Environmental, genetic factors linked to increased risk of CHD in infants of diabetic mothers
A previously unknown gene-environment interaction between maternal diabetes and transcriptional regulator Notch1 raises the risk of congenital heart disease (CHD) in children, a paper published in the Journal of Clinical Investigation: Insight states.
Babies born to mothers with diabetes have a three- to five-fold increased risk of developing congenital heart defects, Vidu Garg, MD, and co-authors noted in the study. That’s been common knowledge for a long time, but the molecular workings behind the fact are still largely unexplored and unknown. Garg and colleagues said the link between gestational diabetes and CHD in infants is likely a result of genetic and environmental reactions working together.
CHD is the most common type of birth defect in infants worldwide, the authors wrote, affecting around eight million children each year. It’s a leading cause of noninfectious infant morbidity and mortality, but scientists don’t know much about its etiology. Established theories led Garg and colleagues’ research.
“The importance of gene dosage for the occurrence of cardiac malformations has been shown, along with the concept of an oligogenic etiology for CHD, supporting the concept that mild alterations in gene expression levels may lead disease phenotypes,” Garg and co-authors wrote. “Similarly, numerous environmental risk factors for CHD have been reported, each of which increases the risk of having a child with CHD.”
Garg and his team said in the paper they previously discovered that an interaction between the genes Endothelial Nitric Oxide Synthase and Notch1 resulted in severe CHD in animal models. Since diabetes has previously been associated with low nitric oxide levels in blood, the researchers hypothesized that, in mouse and fly models, a Notch1 mutation in combination with maternal diabetes would result in risky heart defects.
Blood vessels see low nitric oxide levels in pregnant women with hyperglycemia because diabetes decreases chromatic accessibility of Endothelial Nitric Oxide Synthase, the authors wrote.

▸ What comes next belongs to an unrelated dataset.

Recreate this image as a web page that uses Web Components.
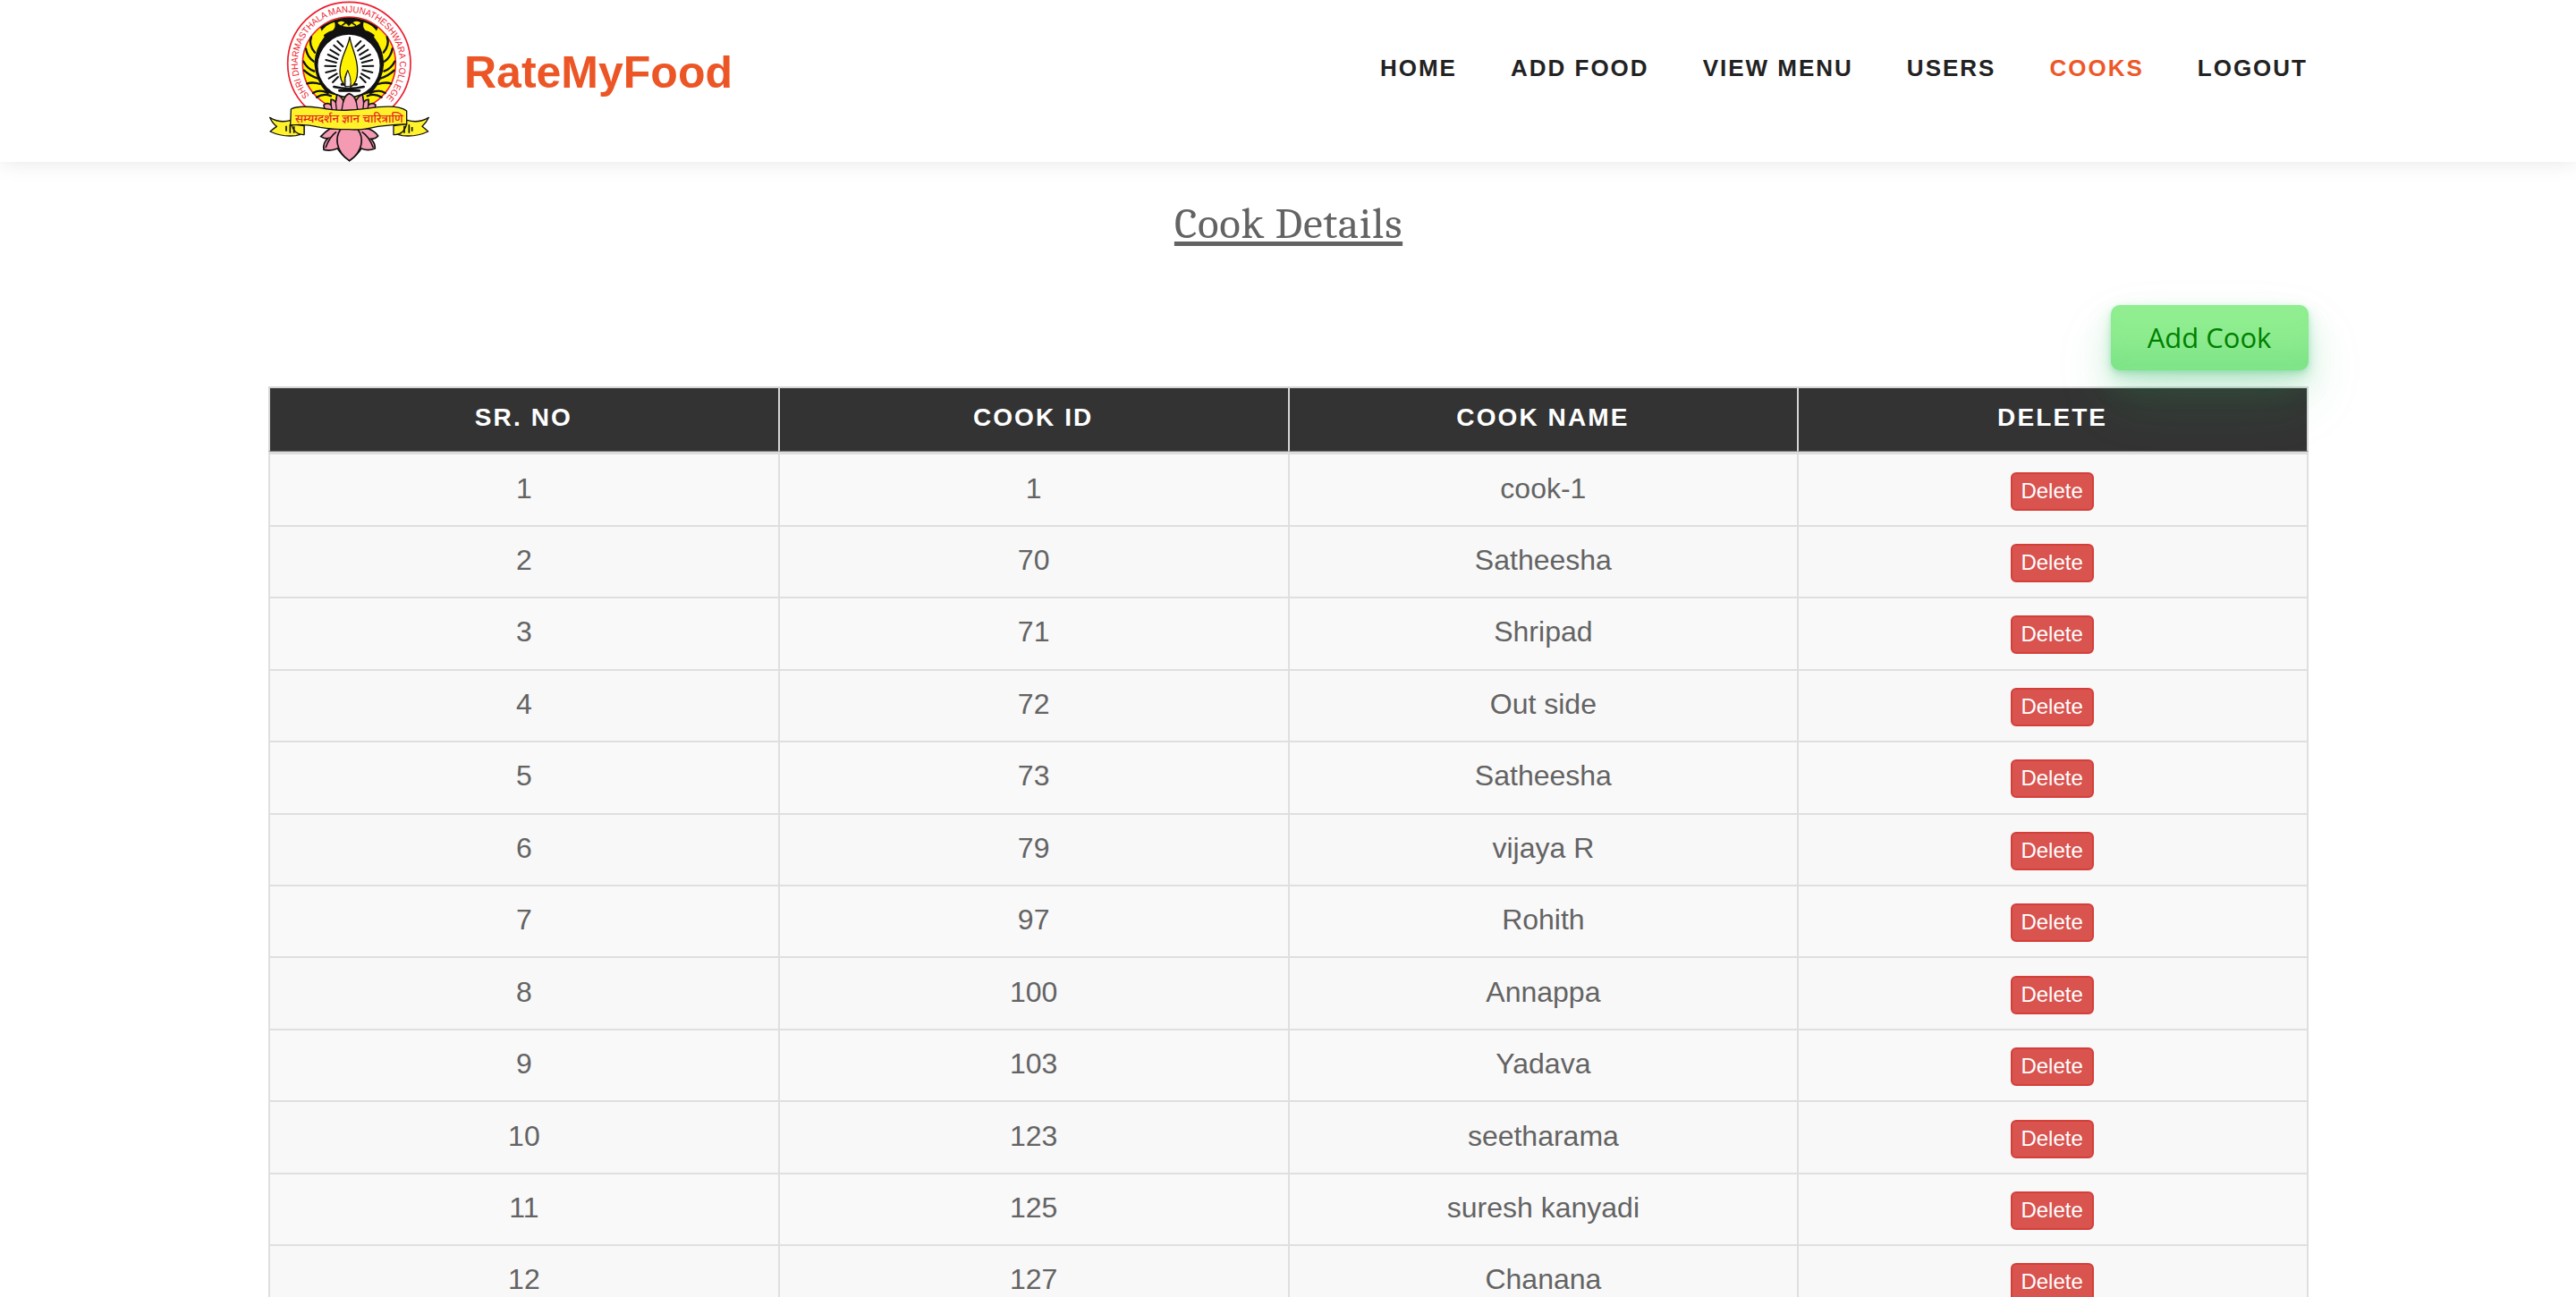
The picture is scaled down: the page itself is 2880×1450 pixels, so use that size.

This results in an overexpression of Jarid2, which is a repressor of Notch1. By mimicking these human interactions in animal models, Garg and colleagues found that an increased expression of Jarid2 resulted in lower Notch1 expression—too low for normal heart development.
Through these pathways, the researchers were able to identify the epigenetics and inner workings of gene-environment interactions that result in congenital heart defects in babies born to mother with gestational diabetes.
More research may be needed in the area, Garg and co-authors said in the study, but their recent findings support an important gene-environment interaction between diabetes and CHD that hadn’t been previously described.
“Only a subset of infants that are exposed to hyperglycemia develop a congenital heart defect, which supports the idea that there are genetically susceptible individuals,” Garg said in a release from Nationwide Children’s Hospital. “That raises the question: Can we identify those genetically susceptible infants and their mothers?”